Let me see if this illustrates what you are saying. If I insert the red rod into the center "blob", as you describe, and make that rod a vertical axis, and if the line segments of the +x, -x, +y, -y, +z, -z are of equal length, and if I make the ends of each segment a pencil, I imagine that the "head" of the +x, -y and -z would be resting on a flat sheet of graph paper with the red rod penetrating below the surface of the paper (for convenience). When I spin the red rod, the +x, -y and -z "heads" or "pencils" would scribe a circle on the graph paper with the red rod being the center of the circle. This would not be an ellipse, but a circle, and the "pencils" would never leave the surface of the graph paper...correct? Now if I put a "roof" on this model of another piece of graph paper, I imagine that the -x, +y and +z "pencils" would also be in contact with the graph paper.
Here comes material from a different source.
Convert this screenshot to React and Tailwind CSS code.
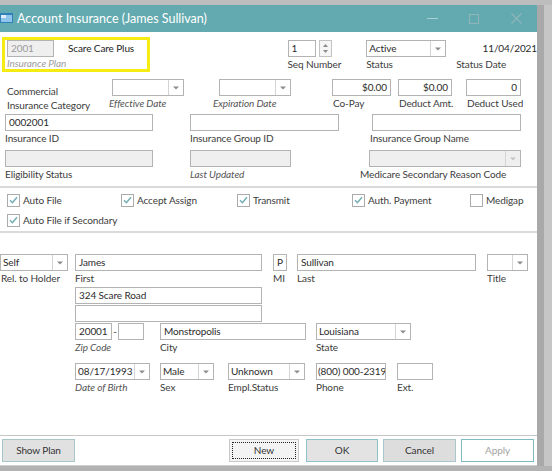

When I spin the red rod, I imagine that the -x, +y and +z pencils would also scribe a circle. If I remove both pieces of graph paper and overlay one over the other, the circles scribed on each piece of graph paper would also overlay...correct? If we don't illustrate anything else in this exercise, we will illustrate that a picture is worth a thousand words...lol. It may also illustrate the different tools individuals use in the thought process, for example words, mathematics and picture visualization.